LEAP Hand: Low-Cost, Efficient, and Anthropomorphic Hand for Robot Learning

TL;DR

LEAP Hand introduces a low-cost, open-source anthropomorphic dexterous hand designed for robot learning, addressing hardware barriers to real-world dexterity. Its universal abduction-adduction mechanism preserves all finger DoF across positions, while thumb opposability and high manipulability enable versatile grasps. The hand demonstrates robust performance across teleoperation, video-based learning, behavior cloning, and sim2real tasks, outperforming the Allegro Hand in many settings. By releasing hardware, simulation tools, and APIs, the work aims to accelerate democratized research in dexterous manipulation and real-world robot learning.

Abstract

Dexterous manipulation has been a long-standing challenge in robotics.
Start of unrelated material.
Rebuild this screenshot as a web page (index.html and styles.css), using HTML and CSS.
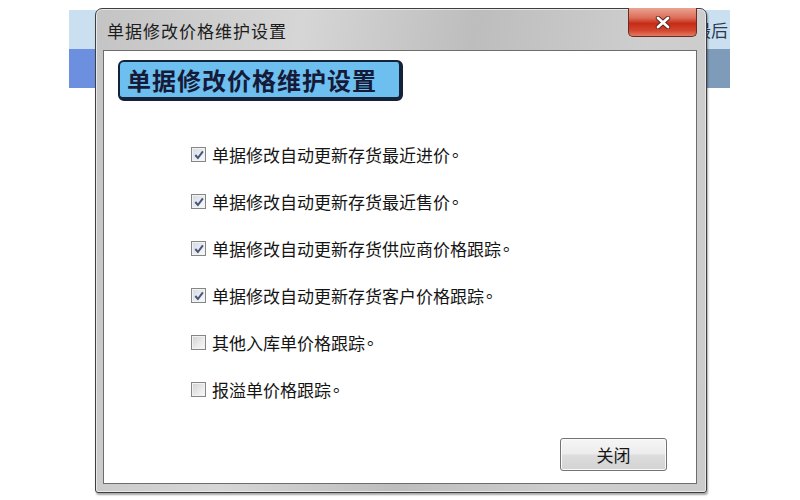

While machine learning techniques have shown some promise, results have largely been currently limited to simulation. This can be mostly attributed to the lack of suitable hardware. In this paper, we present LEAP Hand, a low-cost dexterous and anthropomorphic hand for machine learning research. In contrast to previous hands, LEAP Hand has a novel kinematic structure that allows maximal dexterity regardless of finger pose. LEAP Hand is low-cost and can be assembled in 4 hours at a cost of 2000 USD from readily available parts. It is capable of consistently exerting large torques over long durations of time. We show that LEAP Hand can be used to perform several manipulation tasks in the real world -- from visual teleoperation to learning from passive video data and sim2real. LEAP Hand significantly outperforms its closest competitor Allegro Hand in all our experiments while being 1/8th of the cost. We release detailed assembly instructions, the Sim2Real pipeline and a development platform with useful APIs on our website at https://leap-hand.github.io/

Figures (10)

• Figure 1: (a) LEAP Hand is an anthropomorphic dexterous robot hand designed for robot learning research. It can be assembled in under 4 hours for 2000 USD, is composed of readily available parts, and is robust. (b) to-scale comparison of LEAP Hand and a human hand (c-h) LEAP Hand in different power and precision grasps holding common objects. The hand design and code will be open-sourced to democratize access to hardware for anthropomorhic dexterous manipulation. Video, assembly instructions, and sim2real pipeline at https://leap-hand.github.io/
• Figure 2: Relative size of popular robot hands to scale.Left to right, adult human hand, Allegro Hand allegro, LEAP-C Hand, LEAP Hand, Inmoov inmoov, D'Manus bhirangi2022all. LEAP Hand is similar in size to Allegro and $\sim30\%$ larger than a human hand. D'Manus is considerably larger than the rest. Because of the tendon-driven nature, Inmoov is the smallest robotic hand. The hands are accurate to scale.
• Figure 3: Comparison of MCP joints in different robot hands and their dexterity and two different positions. (A) In LEAP-C Hand there is a large range of motion at extended but not flexed position (B) In LEAP Hand, at flexed and extended positions, the fingertip has a large range of motion. (C) In Allegro, there is a large of motion at flexed but not extended position.
• Figure 4: The human hand kinematics above has ball joints at the MCP and CMC joints. These are difficult joints for low-cost hands to include. Left Figure from cerulo2017teleoperation. Comparison of MCP joints in different robot hands. (A) In LEAP-C Hand there is a large range of motion at extended but not flexed position (B) In LEAP Hand, at flexed and extended positions, the fingertip has a large range of motion. (C) In Allegro, there is a large of motion at flexed but not extended position.
• Figure 5: We compare the possible positions of opposability of the thumb and each of the other fingers on each of the three hands. We find that LEAP Hand has the best even spread on top of the palm and a very large contact area.